Unfortunately, bite force variations from one patient to the next as a deciding factor in material selection is difficult to predict, explains Dr. Ferencz. “We have patients who have broken nearly any restorative material we’ve provided them, and others who’ve never broken even the weakest ceramics we’ve used,” he recalls. “I would advise clinicians to examine their patients, see what they are doing to their own teeth and other restorations, and if they see a lot of wear, tooth fractures, and ceramic chipping, I would be much more likely to recommend zirconia.”
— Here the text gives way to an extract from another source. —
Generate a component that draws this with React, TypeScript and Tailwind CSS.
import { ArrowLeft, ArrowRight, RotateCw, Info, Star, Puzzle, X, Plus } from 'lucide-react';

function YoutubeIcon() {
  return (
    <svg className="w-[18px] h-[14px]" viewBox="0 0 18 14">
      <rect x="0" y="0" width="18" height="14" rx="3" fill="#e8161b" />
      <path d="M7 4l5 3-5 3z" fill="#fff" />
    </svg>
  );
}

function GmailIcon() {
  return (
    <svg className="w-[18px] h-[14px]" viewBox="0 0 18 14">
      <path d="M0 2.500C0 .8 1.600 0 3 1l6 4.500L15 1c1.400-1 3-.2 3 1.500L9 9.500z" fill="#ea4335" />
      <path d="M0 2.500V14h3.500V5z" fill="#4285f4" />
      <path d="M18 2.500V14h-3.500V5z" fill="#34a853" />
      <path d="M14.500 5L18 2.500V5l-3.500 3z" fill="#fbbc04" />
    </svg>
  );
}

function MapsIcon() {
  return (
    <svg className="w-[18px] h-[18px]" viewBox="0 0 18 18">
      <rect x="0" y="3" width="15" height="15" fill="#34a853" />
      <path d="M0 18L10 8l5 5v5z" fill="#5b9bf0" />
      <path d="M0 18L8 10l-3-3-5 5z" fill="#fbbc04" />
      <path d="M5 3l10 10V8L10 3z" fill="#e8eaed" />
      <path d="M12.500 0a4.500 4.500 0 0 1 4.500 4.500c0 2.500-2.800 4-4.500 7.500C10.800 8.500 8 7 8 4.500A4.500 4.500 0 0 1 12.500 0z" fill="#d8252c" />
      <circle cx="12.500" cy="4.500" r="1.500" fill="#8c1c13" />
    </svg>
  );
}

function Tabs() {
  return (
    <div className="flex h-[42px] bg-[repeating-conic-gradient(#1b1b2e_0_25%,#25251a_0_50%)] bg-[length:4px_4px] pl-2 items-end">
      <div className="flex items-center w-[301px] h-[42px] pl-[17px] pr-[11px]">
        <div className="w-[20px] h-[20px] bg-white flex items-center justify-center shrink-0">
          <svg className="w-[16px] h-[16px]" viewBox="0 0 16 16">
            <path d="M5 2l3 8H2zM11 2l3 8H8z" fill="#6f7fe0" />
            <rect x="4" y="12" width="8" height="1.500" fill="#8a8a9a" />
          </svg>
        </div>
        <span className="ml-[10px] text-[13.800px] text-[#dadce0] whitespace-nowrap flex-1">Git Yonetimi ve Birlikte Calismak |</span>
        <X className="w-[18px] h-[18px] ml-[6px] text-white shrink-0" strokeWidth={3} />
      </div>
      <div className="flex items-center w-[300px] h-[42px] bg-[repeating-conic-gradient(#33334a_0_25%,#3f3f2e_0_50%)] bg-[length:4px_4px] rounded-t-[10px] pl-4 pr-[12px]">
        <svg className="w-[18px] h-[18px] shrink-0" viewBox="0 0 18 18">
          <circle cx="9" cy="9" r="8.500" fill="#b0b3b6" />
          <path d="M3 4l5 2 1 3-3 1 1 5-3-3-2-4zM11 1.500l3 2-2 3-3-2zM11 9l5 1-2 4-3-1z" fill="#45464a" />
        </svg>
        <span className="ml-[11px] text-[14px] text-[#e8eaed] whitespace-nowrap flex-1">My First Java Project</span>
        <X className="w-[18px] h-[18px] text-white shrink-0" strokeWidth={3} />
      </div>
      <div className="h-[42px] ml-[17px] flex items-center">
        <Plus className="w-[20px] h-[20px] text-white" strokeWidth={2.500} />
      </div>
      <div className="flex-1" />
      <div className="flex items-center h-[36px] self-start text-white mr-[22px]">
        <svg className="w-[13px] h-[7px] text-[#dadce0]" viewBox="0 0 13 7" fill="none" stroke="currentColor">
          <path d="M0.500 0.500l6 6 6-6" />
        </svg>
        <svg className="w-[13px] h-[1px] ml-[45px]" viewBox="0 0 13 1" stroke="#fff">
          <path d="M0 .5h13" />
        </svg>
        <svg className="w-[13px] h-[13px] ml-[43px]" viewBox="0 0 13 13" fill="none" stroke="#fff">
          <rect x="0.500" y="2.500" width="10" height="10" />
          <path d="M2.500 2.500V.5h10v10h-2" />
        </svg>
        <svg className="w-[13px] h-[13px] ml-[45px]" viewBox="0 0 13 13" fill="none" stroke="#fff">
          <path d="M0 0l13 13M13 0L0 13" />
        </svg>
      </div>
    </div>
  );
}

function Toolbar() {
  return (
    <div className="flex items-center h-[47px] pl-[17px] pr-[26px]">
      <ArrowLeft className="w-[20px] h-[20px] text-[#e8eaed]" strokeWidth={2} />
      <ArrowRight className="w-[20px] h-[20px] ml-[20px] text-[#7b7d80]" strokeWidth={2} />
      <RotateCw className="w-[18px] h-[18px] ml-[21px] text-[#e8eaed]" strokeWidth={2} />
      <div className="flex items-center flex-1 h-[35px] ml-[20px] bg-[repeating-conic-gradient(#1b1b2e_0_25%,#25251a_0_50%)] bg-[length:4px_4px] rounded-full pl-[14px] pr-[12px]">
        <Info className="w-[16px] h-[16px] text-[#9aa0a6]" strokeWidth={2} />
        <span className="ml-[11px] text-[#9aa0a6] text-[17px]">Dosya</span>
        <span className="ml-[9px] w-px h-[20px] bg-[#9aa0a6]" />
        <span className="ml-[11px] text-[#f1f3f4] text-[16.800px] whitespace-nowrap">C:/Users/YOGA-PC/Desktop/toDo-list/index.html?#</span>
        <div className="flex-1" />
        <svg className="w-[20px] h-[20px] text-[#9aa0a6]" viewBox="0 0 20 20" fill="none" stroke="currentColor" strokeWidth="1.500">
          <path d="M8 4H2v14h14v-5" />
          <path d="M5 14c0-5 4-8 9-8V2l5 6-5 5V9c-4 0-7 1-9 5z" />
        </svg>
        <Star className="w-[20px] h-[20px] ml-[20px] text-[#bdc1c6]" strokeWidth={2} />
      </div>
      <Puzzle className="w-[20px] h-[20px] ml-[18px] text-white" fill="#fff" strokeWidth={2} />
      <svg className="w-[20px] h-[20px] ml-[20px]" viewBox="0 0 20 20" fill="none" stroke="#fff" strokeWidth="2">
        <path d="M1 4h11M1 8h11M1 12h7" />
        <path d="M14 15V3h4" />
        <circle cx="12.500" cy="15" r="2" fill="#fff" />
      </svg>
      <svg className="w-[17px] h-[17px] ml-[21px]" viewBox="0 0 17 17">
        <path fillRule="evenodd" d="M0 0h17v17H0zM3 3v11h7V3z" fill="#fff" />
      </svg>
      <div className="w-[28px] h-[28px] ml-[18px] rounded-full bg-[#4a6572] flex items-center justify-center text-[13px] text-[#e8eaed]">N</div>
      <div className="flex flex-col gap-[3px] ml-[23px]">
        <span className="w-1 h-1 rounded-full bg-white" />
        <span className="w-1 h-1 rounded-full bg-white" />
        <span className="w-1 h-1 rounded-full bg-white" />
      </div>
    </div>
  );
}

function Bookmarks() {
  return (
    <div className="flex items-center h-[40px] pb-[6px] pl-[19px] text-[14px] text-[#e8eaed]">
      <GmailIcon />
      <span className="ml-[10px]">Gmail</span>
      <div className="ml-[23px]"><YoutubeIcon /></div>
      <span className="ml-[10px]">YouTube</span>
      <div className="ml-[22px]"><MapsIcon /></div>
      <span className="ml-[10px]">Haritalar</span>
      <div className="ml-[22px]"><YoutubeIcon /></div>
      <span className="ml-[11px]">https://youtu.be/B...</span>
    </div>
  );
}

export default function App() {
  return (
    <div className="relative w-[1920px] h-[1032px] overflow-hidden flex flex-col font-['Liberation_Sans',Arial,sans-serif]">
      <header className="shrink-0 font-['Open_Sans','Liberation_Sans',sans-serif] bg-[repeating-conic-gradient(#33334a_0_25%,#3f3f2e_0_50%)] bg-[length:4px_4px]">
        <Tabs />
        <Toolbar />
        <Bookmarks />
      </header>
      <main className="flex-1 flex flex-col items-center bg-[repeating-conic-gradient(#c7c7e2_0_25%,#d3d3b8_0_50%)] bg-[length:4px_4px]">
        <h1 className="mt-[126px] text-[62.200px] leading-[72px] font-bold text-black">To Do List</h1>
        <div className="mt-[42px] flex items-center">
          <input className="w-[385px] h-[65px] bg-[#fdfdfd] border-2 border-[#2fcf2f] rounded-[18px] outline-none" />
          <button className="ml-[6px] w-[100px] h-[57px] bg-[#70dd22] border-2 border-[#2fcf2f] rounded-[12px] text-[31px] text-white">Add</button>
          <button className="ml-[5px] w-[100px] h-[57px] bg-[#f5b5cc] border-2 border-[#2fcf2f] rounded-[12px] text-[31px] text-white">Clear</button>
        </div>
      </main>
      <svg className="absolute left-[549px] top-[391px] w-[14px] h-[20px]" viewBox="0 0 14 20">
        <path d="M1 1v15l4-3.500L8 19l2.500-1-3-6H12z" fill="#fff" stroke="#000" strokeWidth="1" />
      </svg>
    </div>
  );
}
Technological Advances Mean More Options

While advances in material science cannot be discounted as a substantial reason for the shift away from PFM restorations, technological developments are equally significant. CAD/CAM and digital systems, once relegated to dental laboratories, are now infiltrating dental practices and enabling clinicians to take digital impressions, design the ideal restoration, and mill it immediately—without the patient’s needing a second appointment. The digital workflow helps to ensure accuracy, and the software accompanying these systems accounts for important factors such as occlusion, fit, and esthetics, so operators are guided in their efforts to create a patient-specific restoration.

“There are many factors that have funneled our profession toward digital dentistry,” explains Gary Severance, DDS, chief marketing officer for E4D Technologies. “These include, but are not limited to, economic factors, quality with efficiency, increasing delegation to a competent team, and improved and open technology” (Table 2).
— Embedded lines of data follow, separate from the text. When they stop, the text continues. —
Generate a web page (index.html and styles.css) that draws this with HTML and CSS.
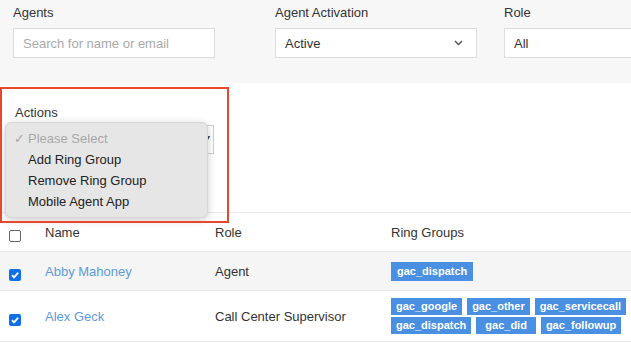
FILE: index.html
```html
<!DOCTYPE html>
<html lang="en">
<head>
  <meta charset="UTF-8">
  <title>Agents</title>
  <link rel="stylesheet" href="styles.css">
</head>
<body>

  <div class="filters">
    <div class="field">
      <label>Agents</label>
      <input class="box" type="text" placeholder="Search for name or email">
    </div>
    <div class="field">
      <label>Agent Activation</label>
      <div class="box select">
        <span>Active</span>
        <svg class="chev" width="9" height="6" viewBox="0 0 9 6"><path d="M1 1l3.5 3.5L8 1" fill="none" stroke="#555" stroke-width="1.5"/></svg>
      </div>
    </div>
    <div class="field">
      <label>Role</label>
      <div class="box select role"><span>All</span></div>
    </div>
  </div>

  <section class="actions">
    <label>Actions</label>
    <div class="box select action-select"><span class="tiny-arrow">&#9662;</span></div>

    <ul class="menu">
      <li class="muted"><span class="tick">&#10003;</span>Please Select</li>
      <li>Add Ring Group</li>
      <li>Remove Ring Group</li>
      <li>Mobile Agent App</li>
    </ul>
    <div class="highlight"></div>
  </section>

  <table class="agents">
    <thead>
      <tr>
        <th class="check"><span class="cb"></span></th>
        <th class="col-name">Name</th>
        <th class="col-role">Role</th>
        <th class="col-groups">Ring Groups</th>
      </tr>
    </thead>
    <tbody>
      <tr class="shaded">
        <td class="check"><span class="cb on"></span></td>
        <td><a href="#">Abby Mahoney</a></td>
        <td>Agent</td>
        <td><div class="tags"><span class="tag big">gac_dispatch</span></div></td>
      </tr>
      <tr class="tall">
        <td class="check"><span class="cb on"></span></td>
        <td><a href="#">Alex Geck</a></td>
        <td>Call Center Supervisor</td>
        <td>
          <div class="tags">
            <span class="tag">gac_google</span>
            <span class="tag">gac_other</span>
            <span class="tag">gac_servicecall</span>
            <span class="tag">gac_dispatch</span>
            <span class="tag wide">gac_did</span>
            <span class="tag">gac_followup</span>
          </div>
        </td>
      </tr>
    </tbody>
  </table>

</body>
</html>
```

FILE: styles.css
```css
* {
  box-sizing: border-box;
}
body {
  margin: 0;
  background: white;
  color: #333;
  font-family: "Liberation Sans", Arial, sans-serif;
  font-size: 13px;
  overflow: hidden;
}
label {
  display: block;
  line-height: 16px;
  margin-bottom: 4px;
}
.filters {
  background: #f7f7f7;
  height: 83px;
  padding: 5px 0 0 13px;
  display: grid;
  grid-template-columns: 262px 229px 1fr;
}
.filters label {
  margin-bottom: 7px;
}
.box {
  display: flex;
  align-items: center;
  width: 202px;
  height: 30px;
  border: 1px solid #dcdcdc;
  background: white;
  padding: 0 9px;
  font-family: inherit;
  font-size: 13px;
  color: #333;
}
.box::placeholder {
  color: #a9a9a9;
}
.select {
  justify-content: space-between;
}
.chev {
  margin-right: 4px;
}
.role {
  width: 140px;
  border-right: none;
}
.actions {
  position: relative;
  z-index: 1;
  height: 129px;
  padding: 22px 0 0 15px;
}
.action-select {
  width: 199px;
  height: 29px;
  justify-content: flex-end;
  padding-right: 3px;
  border-color: #cfcfcf;
}
.tiny-arrow {
  font-size: 8px;
  color: #444;
  margin-top: -4px;
}
.menu {
  position: absolute;
  left: 5px;
  top: 39px;
  width: 203px;
  margin: 0;
  padding: 5px 0;
  list-style: none;
  background: #e7e6e6;
  border: 1px solid #d6d6d6;
  border-radius: 6px;
  box-shadow: 0 2px 8px rgba(0, 0, 0, 0.2);
}
.menu li {
  height: 21px;
  line-height: 21px;
  padding-left: 22px;
  color: #222;
  font-size: 13px;
}
.menu .muted {
  color: #a8a8a8;
}
.tick {
  display: inline-block;
  width: 0;
  margin-left: -14px;
  margin-right: 14px;
}
.highlight {
  position: absolute;
  left: 0;
  top: 4px;
  width: 229px;
  height: 136px;
  border: 2px solid #e5482d;
}
.agents {
  width: 631px;
  border-collapse: collapse;
  table-layout: fixed;
}
.agents tr {
  border-top: 1px solid #e8e8e8;
}
.agents tbody tr:last-child {
  border-bottom: 1px solid #e8e8e8;
}
.agents th,
.agents td {
  padding: 0;
  text-align: left;
  vertical-align: middle;
}
.agents th {
  font-weight: normal;
  height: 39px;
  color: #333;
}
.agents td {
  height: 39px;
}
.check {
  width: 45px;
}
.check .cb {
  margin: 7px 0 0 9px;
}
.col-name {
  width: 170px;
}
.col-role {
  width: 176px;
}
.col-groups {
  width: 240px;
}
.shaded {
  background: #f5f5f5;
}
.tall td {
  height: 51px;
}
.cb {
  display: block;
  width: 12px;
  height: 12px;
  border: 1px solid #666;
  border-radius: 2px;
  background: white;
}
.cb.on {
  border: none;
  background: #0f6fe8 url("data:image/svg+xml;utf8,<svg xmlns='http://www.w3.org/2000/svg' width='12' height='12' viewBox='0 0 12 12'><path d='M3 6.2l2 2.1L9.2 3.6' fill='none' stroke='white' stroke-width='1.8'/></svg>") no-repeat center;
}
a {
  color: #5d9ad8;
  text-decoration: none;
}
.tags {
  display: flex;
  flex-wrap: wrap;
  gap: 2px 5px;
  width: 240px;
}
.tag {
  background: #4a90e2;
  color: white;
  font-size: 11px;
  font-weight: bold;
  line-height: 17px;
  padding: 0 5px;
}
.tag.big {
  line-height: 19px;
  padding: 0 6px;
}
.tag.wide {
  padding: 0 9px;
}
```
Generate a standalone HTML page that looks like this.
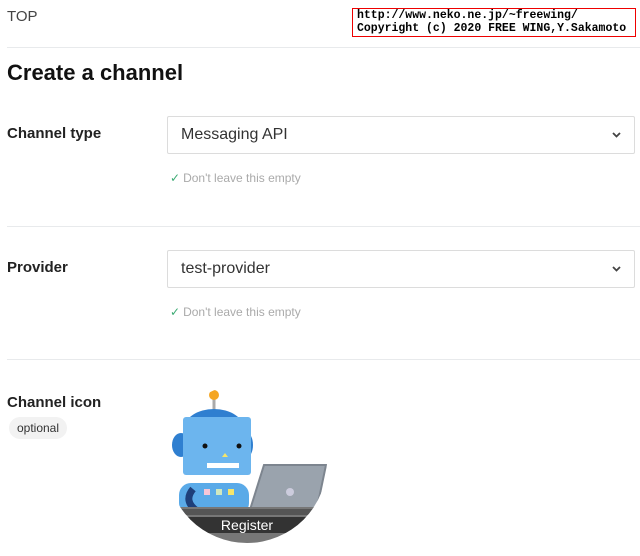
<!DOCTYPE html>
<html><head><style>
body{margin:0;width:640px;height:556px;background:#fff;font-family:"Liberation Sans",sans-serif;position:relative;overflow:hidden;color:#111}
.a{position:absolute}
.hr{position:absolute;left:7px;right:0;height:1px;background:#e8eaec}
.lbl{position:absolute;left:7px;font-size:15px;font-weight:bold;color:#222}
.sel{position:absolute;left:167px;width:468px;height:38px;border:1px solid #dcdcdc;border-radius:2px;box-sizing:border-box}
.sel span{position:absolute;left:13px;top:9px;font-size:16px;color:#333}
.sel svg{position:absolute;right:13px;top:15px}
.chk{position:absolute;left:170px;font-size:12px;color:#aaa}
.chk b{color:#3dab74;font-weight:normal;margin-right:3px}
</style></head><body>
<div class="a" style="left:7px;top:8px;font-size:15px;color:#444">TOP</div>
<div class="a" style="left:352px;top:8px;width:278px;height:27px;border:1px solid #e00;font-family:'Liberation Mono',monospace;font-size:11.5px;line-height:13px;font-weight:bold;color:#000;padding-left:4px;white-space:pre;overflow:hidden">http://www.neko.ne.jp/~freewing/
Copyright (c) 2020 FREE WING,Y.Sakamoto</div>
<div class="hr" style="top:47px"></div>
<div class="a" style="left:7px;top:60px;font-size:22px;font-weight:bold;color:#111">Create a channel</div>
<div class="lbl" style="top:125px">Channel type</div>
<div class="sel" style="top:116px"><span>Messaging API</span><svg width="9" height="6"><path d="M1 1 L4.5 4.5 L8 1" stroke="#444" stroke-width="1.8" fill="none"/></svg></div>
<div class="chk" style="top:171px"><b>✓</b>Don't leave this empty</div>
<div class="hr" style="top:226px"></div>
<div class="lbl" style="top:259px">Provider</div>
<div class="sel" style="top:250px"><span>test-provider</span><svg width="9" height="6"><path d="M1 1 L4.5 4.5 L8 1" stroke="#444" stroke-width="1.8" fill="none"/></svg></div>
<div class="chk" style="top:305px"><b>✓</b>Don't leave this empty</div>
<div class="hr" style="top:359px"></div>
<div class="lbl" style="top:394px">Channel icon</div>
<div class="a" style="left:9px;top:417px;width:58px;height:22px;border-radius:11px;background:#f2f2f2;font-size:12px;color:#333;text-align:center;line-height:22px">optional</div>
<svg class="a" style="left:167px;top:385px" width="162" height="160" viewBox="0 0 162 160">
<defs><clipPath id="c"><circle cx="80" cy="78" r="80"/></clipPath></defs>
<g clip-path="url(#c)">
<rect x="0" y="0" width="162" height="160" fill="#fff"/>
<line x1="47" y1="12" x2="47" y2="28" stroke="#aaa" stroke-width="3"/>
<circle cx="47" cy="10" r="5" fill="#f5a623"/>
<ellipse cx="47" cy="44" rx="30" ry="20" fill="#2f7fd0"/>
<ellipse cx="14" cy="60" rx="9" ry="12" fill="#2f7fd0"/>
<ellipse cx="80" cy="60" rx="6" ry="12" fill="#2f7fd0"/>
<rect x="12" y="98" width="70" height="32" rx="12" fill="#5aaae8"/>
<rect x="16" y="32" width="68" height="58" rx="3" fill="#6cb5ee"/>
<circle cx="38" cy="61" r="2.5" fill="#111"/><circle cx="72" cy="61" r="2.5" fill="#111"/>
<path d="M55 72 L58 68 L61 72 Z" fill="#f5e56b"/>
<rect x="40" y="78" width="32" height="5" fill="#fff"/>
<rect x="37" y="104" width="6" height="6" fill="#f6c6d8"/><rect x="49" y="104" width="6" height="6" fill="#cfe8c0"/><rect x="61" y="104" width="6" height="6" fill="#f5e56b"/>
<path d="M26 104 Q16 116 30 126" stroke="#1e3f7a" stroke-width="7" fill="none"/>
<path d="M97 80 L159 80 L149 128 L82 128 Z" fill="#9aa3ad" stroke="#7d858f" stroke-width="2"/>
<circle cx="123" cy="107" r="4" fill="#ccd"/>
<rect x="0" y="122" width="162" height="40" fill="#777"/>
<rect x="4" y="124" width="152" height="6" fill="#555"/>
<rect x="8" y="132" width="146" height="16" fill="#333"/>
<text x="80" y="145" text-anchor="middle" font-family="Liberation Sans,sans-serif" font-size="14" fill="#fff">Register</text>
</g></svg>
</body></html>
This digital dentistry workflow is also simultaneously changing the dental laboratory industry and allowing it to respond to the ongoing decline of skilled and talented technicians entering the profession, says Culp. The population of laboratory technicians is aging, and theoretically, there could be a serious shortage of technicians in 10 years.

“Digital laboratory processes allow me to train technicians easier and faster, since the most labor-intensive processes—such as creating the proper tooth shape framework and layering porcelain—are now performed digitally and with milling,” Culp elaborates. “However, digital technology is not a substitute for training in function or esthetics—such as working with color, chroma, and value—but it does allow individual technician productivity to double, at a minimum.”
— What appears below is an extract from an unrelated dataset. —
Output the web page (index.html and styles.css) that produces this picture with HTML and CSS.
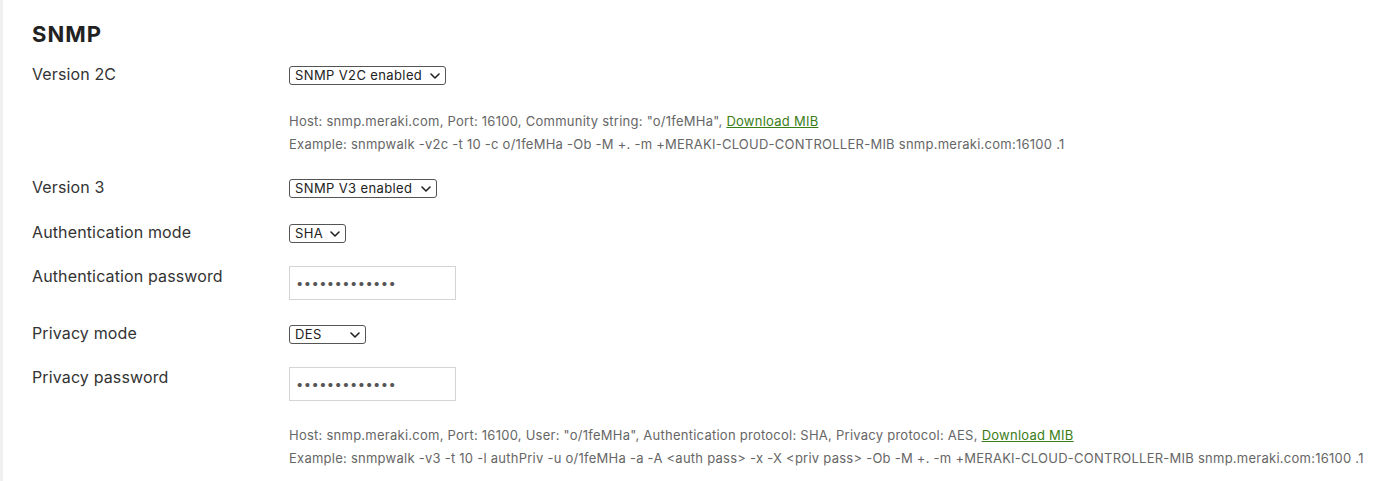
FILE: index.html
```html
<!DOCTYPE html>
<html lang="en">
<head>
<meta charset="utf-8">
<title>SNMP</title>
<link rel="stylesheet" href="styles.css">
</head>
<body>
<main class="page">
  <section class="snmp">
    <h2 class="title">SNMP</h2>
    <div class="form">
      <label class="label" for="v2c">Version 2C</label>
      <div class="control">
        <span class="select-wrap">
          <select id="v2c" class="select w-v2c"><option>SNMP V2C enabled</option><option>SNMP V2C disabled</option></select>
          <svg class="chev" viewBox="0 0 10 6" width="10" height="6" aria-hidden="true"><path d="M1 1l4 4 4-4" fill="none" stroke="#222" stroke-width="1.6" stroke-linecap="round" stroke-linejoin="round"/></svg>
        </span>
      </div>

      <div class="help help-first">
        <p>Host: snmp.meraki.com, Port: 16100, Community string: "o/1feMHa", <a href="#">Download MIB</a></p>
        <p>Example: snmpwalk -v2c -t 10 -c o/1feMHa -Ob -M +. -m +MERAKI-CLOUD-CONTROLLER-MIB snmp.meraki.com:16100 .1</p>
      </div>

      <label class="label" for="v3">Version 3</label>
      <div class="control">
        <span class="select-wrap">
          <select id="v3" class="select w-v3"><option>SNMP V3 enabled</option><option>SNMP V3 disabled</option></select>
          <svg class="chev" viewBox="0 0 10 6" width="10" height="6" aria-hidden="true"><path d="M1 1l4 4 4-4" fill="none" stroke="#222" stroke-width="1.6" stroke-linecap="round" stroke-linejoin="round"/></svg>
        </span>
      </div>

      <label class="label shift" for="authmode">Authentication mode</label>
      <div class="control shift">
        <span class="select-wrap">
          <select id="authmode" class="select w-sha"><option>SHA</option><option>MD5</option></select>
          <svg class="chev" viewBox="0 0 10 6" width="10" height="6" aria-hidden="true"><path d="M1 1l4 4 4-4" fill="none" stroke="#222" stroke-width="1.6" stroke-linecap="round" stroke-linejoin="round"/></svg>
        </span>
      </div>

      <label class="label" for="authpass">Authentication password</label>
      <div class="control">
        <input id="authpass" class="input" type="password" value="abcdefghijklm">
      </div>

      <label class="label" for="privmode">Privacy mode</label>
      <div class="control">
        <span class="select-wrap">
          <select id="privmode" class="select w-des"><option>DES</option><option>AES128</option></select>
          <svg class="chev" viewBox="0 0 10 6" width="10" height="6" aria-hidden="true"><path d="M1 1l4 4 4-4" fill="none" stroke="#222" stroke-width="1.6" stroke-linecap="round" stroke-linejoin="round"/></svg>
        </span>
      </div>

      <label class="label" for="privpass">Privacy password</label>
      <div class="control">
        <input id="privpass" class="input" type="password" value="abcdefghijklm">
      </div>

      <div class="help">
        <p>Host: snmp.meraki.com, Port: 16100, User: "o/1feMHa", Authentication protocol: SHA, Privacy protocol: AES, <a href="#">Download MIB</a></p>
        <p>Example: snmpwalk -v3 -t 10 -l authPriv -u o/1feMHa -a -A &lt;auth pass&gt; -x -X &lt;priv pass&gt; -Ob -M +. -m +MERAKI-CLOUD-CONTROLLER-MIB snmp.meraki.com:16100 .1</p>
      </div>
    </div>
  </section>
</main>
</body>
</html>
```

FILE: styles.css
```css
* { box-sizing: border-box; }

html, body {
  margin: 0;
  padding: 0;
  background: #ffffff;
}

body {
  font-family: Inter, "Noto Sans", "Liberation Sans", sans-serif;
  color: #333333;
}

.page {
  min-height: 481px;
  border-left: 3px solid #f0f0f0;
  padding: 20px 0 0 29px;
}

.title {
  margin: 0;
  font-size: 22px;
  line-height: 28px;
  font-weight: 700;
  letter-spacing: 1px;
  color: #222222;
}

.form {
  margin-top: 16px;
  display: grid;
  grid-template-columns: 257px 1fr;
  row-gap: 23px;
  align-items: start;
}

.label {
  font-size: 16px;
  line-height: 20px;
  letter-spacing: 0.13px;
  color: #333333;
}

.shift {
  margin-top: 1px;
}

.control {
  display: flex;
  align-items: flex-start;
}

.select-wrap {
  position: relative;
  display: inline-block;
  margin-top: 2px;
}

.select {
  appearance: none;
  -webkit-appearance: none;
  display: block;
  height: 19px;
  margin: 0;
  padding: 0 20px 0 5px;
  border: 1px solid #555555;
  border-radius: 3px;
  background: #ffffff;
  font-family: Inter, "Noto Sans", "Liberation Sans", sans-serif;
  font-size: 13px;
  line-height: 17px;
  letter-spacing: 0.38px;
  color: #222222;
}

.w-v2c { width: 157px; }
.w-v3 { width: 148px; }
.w-sha { width: 57px; }
.w-des { width: 77px; }

.chev {
  position: absolute;
  right: 6px;
  top: 7px;
  pointer-events: none;
}

.input {
  width: 167px;
  height: 34px;
  margin: 0;
  padding: 0 6px;
  border: 1px solid #d4d4d4;
  border-radius: 0;
  background: #ffffff;
  font-family: Inter, "Noto Sans", "Liberation Sans", sans-serif;
  font-size: 13px;
  color: #555555;
  letter-spacing: 0.4px;
}

.help {
  grid-column: 2;
  font-size: 13px;
  line-height: 23px;
  letter-spacing: 0.25px;
  color: #666666;
}

.help-first {
  margin-top: 2px;
  margin-bottom: -2px;
}

.help p {
  margin: 0;
  white-space: nowrap;
}

.help a {
  color: #3b7d17;
  text-decoration: underline;
}
```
Use of digital systems also invariably leads to increased use of the all-ceramic and indirect composite materials that these systems are designed to process and mill, whether in the dental practice or the laboratory. “The introduction of products like IPS e.max and full-contour zirconia in a millable form dramatically increased the acceptance of products for both chairside and laboratory indications,” Dr. Severance observes. “In 2013, 3M introduced a resin nanoceramic (Lava™ Ultimate, 3M ESPE, in a millable form and, at the same time, effectively worked to change the insurance codes to include ‘predominantly ceramic materials.’ This opened up a whole new set of materials for insurance reimbursement.”

According to Dr. Severance, CAD/CAM companies are designing open technology and processes to eliminate as many human variables as possible, minimizing processing errors and empowering the team—all of which transform the economic reality to the benefit of clinicians and patients alike.


It may still be too soon to determine if the days of PFM restorations are numbered. While dentist and laboratory perspectives suggest that PFM restorations are headed for extinction, there are those who feel that PFM restorations will always have a place in dentistry.

“The rise of non-metal restorations is occurring because they are easier and faster to produce using CAD/CAM technology; they can be as strong or stronger than metals, with very good esthetics and better fit; and people in general prefer not to use metal restorations,” Augins observes. “This all leads to the decline of PFMs and the rise of all-ceramic restorations.”

Therefore, given the ever-changing dental material and technology landscape, it is likely that advancements in these areas will continue to shift the paradigm away from conventional practices. According to Dr. Ferencz, “I think in fixed prosthodontics—both for natural teeth and for implants—there’s a ceramic material that can be used for virtually every metal indication.”